Bernhardt is thrilled that many of the students have goals towards degrees from schools at the university that did not exist when she was in school.
“These students are amazing, and it brings me great joy to see their dreams come true. Many want to pursue graduate degrees! I look forward to connecting at the campus in the future as a volunteer,” she said.
While some of Bernhardt’s volunteering has been virtual, she has also come back to campus and enjoyed the nostalgia it brought.
“One special memory was reuniting with my college roommate and friends,” she said. “Doing that made me think that it would be so cool to meet there for our 50th reunion later this year!”

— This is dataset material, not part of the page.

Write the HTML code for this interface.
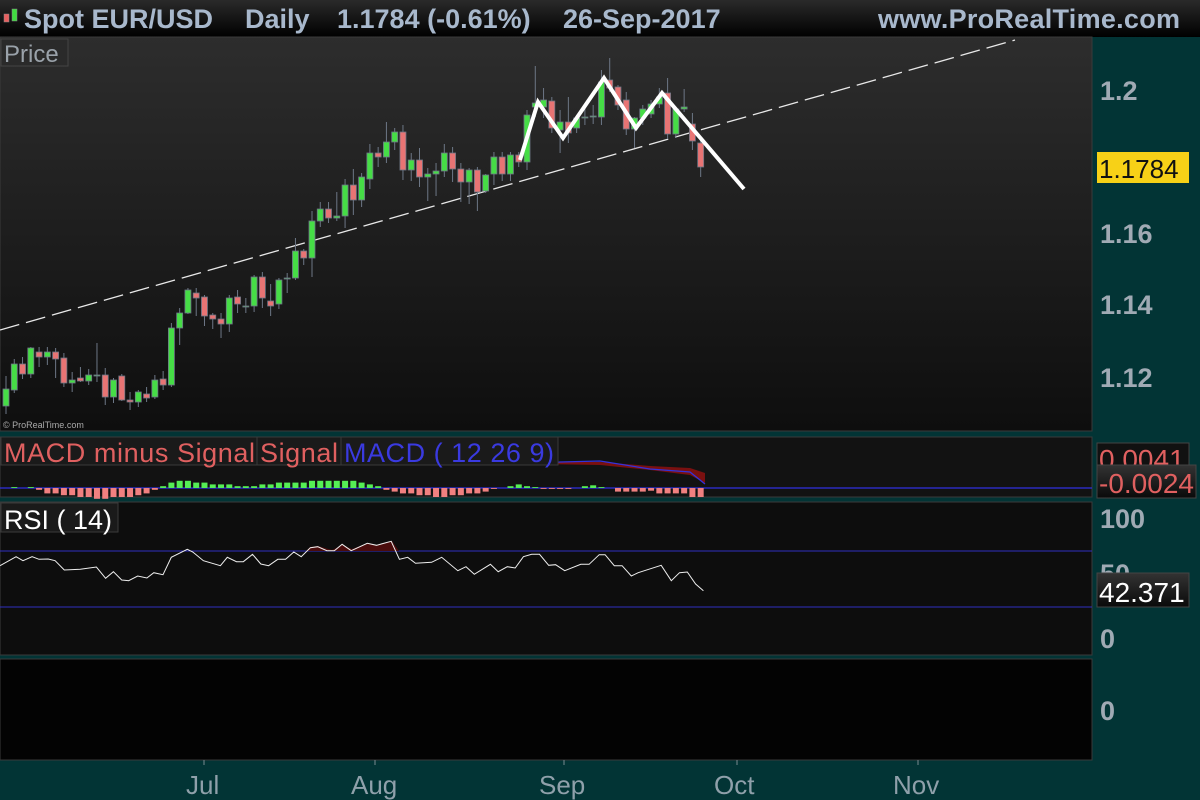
<!DOCTYPE html>
<html><head><meta charset="utf-8"><style>
html,body{margin:0;padding:0;background:#033333;width:1200px;height:800px;overflow:hidden;font-family:"Liberation Sans",sans-serif}
svg{display:block}
</style></head><body>
<svg id="s" width="1200" height="800" xmlns="http://www.w3.org/2000/svg">
<defs>
<linearGradient id="pg" x1="0" y1="0" x2="0" y2="1"><stop offset="0" stop-color="#2d2d2d"/><stop offset="1" stop-color="#0e0e0e"/></linearGradient>
<linearGradient id="hg" x1="0" y1="0" x2="0" y2="1"><stop offset="0" stop-color="#2a2a2a"/><stop offset="1" stop-color="#000"/></linearGradient>
<linearGradient id="lg" x1="0" y1="0" x2="0" y2="1"><stop offset="0" stop-color="#333"/><stop offset="1" stop-color="#0a0a0a"/></linearGradient>
</defs>
<rect x="0" y="0" width="1200" height="800" fill="#023435"/>
<rect x="0" y="0" width="1200" height="37" fill="url(#hg)"/>
<rect x="0" y="37" width="1092" height="394" fill="url(#pg)" stroke="#3a3a3a"/>
<rect x="0" y="437" width="1092" height="60" fill="#121212" stroke="#3a3a3a"/>
<rect x="0" y="502" width="1092" height="153" fill="#0d0d0d" stroke="#3a3a3a"/>
<rect x="0" y="659" width="1092" height="101" fill="#030303" stroke="#3a3a3a"/>
<g id="g"></g>
<!-- header -->
<rect x="4" y="14" width="5" height="8" fill="#e86060" stroke="#888" stroke-width="0.5"/>
<rect x="12" y="9" width="5" height="12" fill="#40dd40" stroke="#888" stroke-width="0.5"/>
<g font-weight="bold" font-size="27" fill="#a8b8cc">
<text x="24" y="28">Spot EUR/USD</text>
<text x="245" y="28">Daily</text>
<text x="337" y="28">1.1784 (-0.61%)</text>
<text x="563" y="28">26-Sep-2017</text>
<text x="878" y="28" textLength="302">www.ProRealTime.com</text>
</g>
<rect x="1" y="39" width="67" height="27" fill="#2a2a2a" stroke="#444"/>
<text x="4" y="62" font-size="24" fill="#9aa2aa">Price</text>
<text x="3" y="428" font-size="9" fill="#aaa">© ProRealTime.com</text>
<!-- right axis -->
<g font-weight="bold" font-size="27" fill="#a0aab4">
<text x="1100" y="100">1.2</text>
<text x="1100" y="243">1.16</text>
<text x="1100" y="314">1.14</text>
<text x="1100" y="387">1.12</text>
<text x="1100" y="528">100</text>
<text x="1100" y="583">50</text>
<text x="1100" y="648">0</text>
<text x="1100" y="720">0</text>
</g>
<rect x="1097" y="152" width="92" height="31" fill="#f7d117"/>
<text x="1099" y="178" font-size="26" fill="#111">1.1784</text>
<rect x="1097" y="443" width="92" height="25" fill="#111" stroke="#444"/>
<text x="1099" y="469" font-size="28" fill="#e06060">0.0041</text>
<rect x="1097" y="465" width="99" height="33" fill="url(#lg)" stroke="#444"/>
<text x="1099" y="493" font-size="28" fill="#e06060">-0.0024</text>
<rect x="1097" y="573" width="92" height="34" fill="url(#lg)" stroke="#444"/>
<text x="1099" y="602" font-size="28" fill="#fff">42.371</text>
<!-- bottom axis -->
<g font-size="26" fill="#8fa0aa">
<text x="186" y="794">Jul</text>
<text x="351" y="794">Aug</text>
<text x="539" y="794">Sep</text>
<text x="714" y="794">Oct</text>
<text x="893" y="794">Nov</text>
</g>
<g stroke="#7a8a90"><line x1="204" y1="760" x2="204" y2="765"/><line x1="375" y1="760" x2="375" y2="765"/><line x1="564" y1="760" x2="564" y2="765"/><line x1="737" y1="760" x2="737" y2="765"/><line x1="918" y1="760" x2="918" y2="765"/></g>
<!-- labels -->
<rect x="1" y="437" width="557" height="28" fill="#1a1a1a" stroke="#3a3a3a"/>
<g font-size="27"><text x="4" y="462" fill="#e06060" textLength="251">MACD minus Signal</text><text x="260" y="462" fill="#e06060" textLength="78">Signal</text><text x="344" y="462" fill="#3a3ae0" textLength="210">MACD ( 12 26 9)</text></g>
<line x1="257" y1="437" x2="257" y2="465" stroke="#3a3a3a"/><line x1="341" y1="437" x2="341" y2="465" stroke="#3a3a3a"/>
<rect x="1" y="503" width="117" height="29" fill="#1a1a1a" stroke="#3a3a3a"/>
<text x="4" y="529" font-size="27" fill="#fff">RSI ( 14)</text>
</svg>
<script>
var g=document.getElementById('g'),h='';
h+='<line x1="0" y1="330" x2="1015" y2="40" stroke="#e8e8e8" stroke-width="1.3" stroke-dasharray="20,7"/>';
var C=[[389,406,1,376,414],[364,390,1,359,393],[364,374,0,357,379],[348,374,1,347,378],[352,357,0,347,367],[352,357,1,347,365],[352,359,0,348,378],[358,383,0,353,387],[380,383,1,372,392],[378,381,0,367,382],[375,381,1,369,385],[375,376,1,343,382],[375,397,0,368,405],[380,397,1,378,403],[376,400,0,374,401],[400,402,0,392,410],[392,402,1,390,407],[394,398,0,387,402],[380,397,1,375,399],[379,385,0,371,390],[328,385,1,323,387],[313,328,1,308,345],[290,313,1,288,314],[293,298,0,288,316],[297,316,0,295,326],[315,319,0,313,329],[319,324,0,313,338],[298,324,1,295,332],[297,304,0,290,313],[306,307,1,298,313],[277,306,1,275,312],[277,298,0,272,308],[301,306,0,284,316],[280,304,1,278,309],[278,279,1,273,293],[251,278,1,238,280],[251,258,0,249,265],[221,258,1,211,277],[209,221,1,202,227],[209,218,0,202,223],[216,218,1,192,221],[185,216,1,179,228],[185,200,0,169,215],[177,200,1,173,207],[153,179,1,144,189],[153,157,0,147,167],[142,157,1,122,163],[132,142,1,128,150],[132,170,0,125,180],
[160,170,1,153,181],[160,177,0,148,187],[174,177,1,168,201],[171,174,1,163,196],[153,171,1,144,177],[153,169,0,147,182],[169,182,0,163,202],[170,182,1,168,204],[170,192,0,167,211],[175,191,1,174,193],[157,174,1,152,185],[157,174,0,152,181],[155,174,1,152,181],[155,162,0,152,167],[115,162,1,110,170],[103,107,1,66,117],[100,107,1,88,118],[101,128,0,97,133],[122,130,1,110,153],[122,133,0,97,143],[118,128,1,115,133],[117,118,1,105,125],[116,117,1,105,124],[82,117,1,70,125],[80,88,0,58,92],[87,105,0,85,110],[100,129,0,92,135],[118,129,1,117,148],[109,118,1,105,125],[104,114,1,100,118],[97,104,1,88,108],[93,134,0,78,139],[109,134,1,107,138],[107,109,1,89,112],[124,141,0,113,150],[143,167,0,138,177]];
function X(i){return 6+i*8.27}
C.forEach(function(c,i){var x=X(i);
h+='<line x1="'+x+'" y1="'+c[3]+'" x2="'+x+'" y2="'+c[4]+'" stroke="#6d7786" stroke-width="1"/>';
h+='<rect x="'+(x-3)+'" y="'+c[0]+'" width="6" height="'+Math.max(1,c[1]-c[0])+'" fill="'+(c[2]?'#46dd46':'#e87474')+'" stroke="#6d7786" stroke-width="0.8"/>';});
h+='<polyline points="520,160 538,102 563,138 604,78 636,128 662,93 744,189" fill="none" stroke="#fff" stroke-width="4" stroke-linejoin="miter"/>';
h+='<path d="M540,462 L600,462 L650,466 L690,468 L705,473 L705,483 L690,475 L650,470 L600,465 L540,464Z" fill="#7a1010"/>';
h+='<polyline points="540,464 560,462 600,461 650,469 690,472 705,484" fill="none" stroke="#3333dd" stroke-width="1.3"/>';
h+='<line x1="0" y1="488" x2="1092" y2="488" stroke="#3030e0" stroke-width="1.2"/>';
var H=[0,0.5,0,0.5,-1,-3,-3,-4,-4,-5,-5,-6,-6,-5,-5,-5,-4,-3,-1,1,3,4,4,3,3,2,2,2,1,1,1,2,2,3,3,3,3,4,4,4,4,4,4,3,2,1,-1,-2,-3,-3,-4,-4,-5,-5,-4,-4,-3,-3,-2,-0.5,0,1,2,1,0.5,-0.5,-0.5,-0.5,-0.5,0,1,1.5,0.5,0,-2,-2,-2,-2,-1.5,-3,-3,-3,-3,-5,-5];
H.forEach(function(v,i){var x=X(i);var hh=v*1.8;
if(v>=0)h+='<rect x="'+(x-3)+'" y="'+(488-hh)+'" width="6" height="'+hh+'" fill="#55ee55"/>';
else h+='<rect x="'+(x-3)+'" y="488" width="6" height="'+(-hh)+'" fill="#f08080"/>';});
h+='<line x1="0" y1="551" x2="1092" y2="551" stroke="#3030c0"/><line x1="0" y1="607" x2="1092" y2="607" stroke="#3030c0"/>';
var R=[0,437,35,410,50,422,70,410,85,418,105,417,120,422,140,450,175,448,210,441,230,475,247,455,265,480,280,482,300,468,320,474,335,458,355,464,373,412,408,388,420,396,443,422,480,437,495,412,515,425,530,425,550,403,568,432,585,437,605,418,622,418,640,396,656,410,676,383,692,380,712,392,728,392,745,373,765,392,800,370,820,376,852,364,870,418,888,412,905,430,940,427,962,412,997,452,1015,440,1033,463,1068,433,1085,455,1105,440,1122,444,1140,410,1158,403,1175,403,1195,436,1210,434,1230,452,1265,433,1283,433,1305,404,1318,404,1338,437,1355,437,1375,468,1390,458,1440,436,1462,482,1480,458,1497,456,1515,492,1532,512];
var p=[];for(var i=0;i<R.length;i+=2)p.push((R[i]/2.178).toFixed(1)+','+(420+R[i+1]/3).toFixed(1));
h+='<path d="M306,551 L310,547 L318,546 L332,550 L342,545 L352,549 L368,543 L377,545 L392,541 L399,551 Z" fill="#4a0c0c"/>';
h+='<polyline points="'+p.join(' ')+'" fill="none" stroke="#eee" stroke-width="1"/>';
g.innerHTML=h;
</script>
</body></html>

Bernhardt notes that her most meaningful volunteer role was the Huskie Grit Mindset letter campaign, where she corresponded with students about what it takes to succeed.
“My experience in teaching and public speaking was K-9,” she said. “Now, I’ve had the chance to speak directly to NIU students about my challenges at college and the mindset that helped me to succeed. I enjoyed sharing my experiences in this unique role in a virtual classroom setting at NIU.”
Bernhardt believes all Huskies have an awesome opportunity to help students.
“I hope other graduates will give back to NIU as volunteers,” she said. “History is important to learn in our lives, and we, as alumni, are a big part of it. Let’s share our experiences with the next generation of NIU graduates!”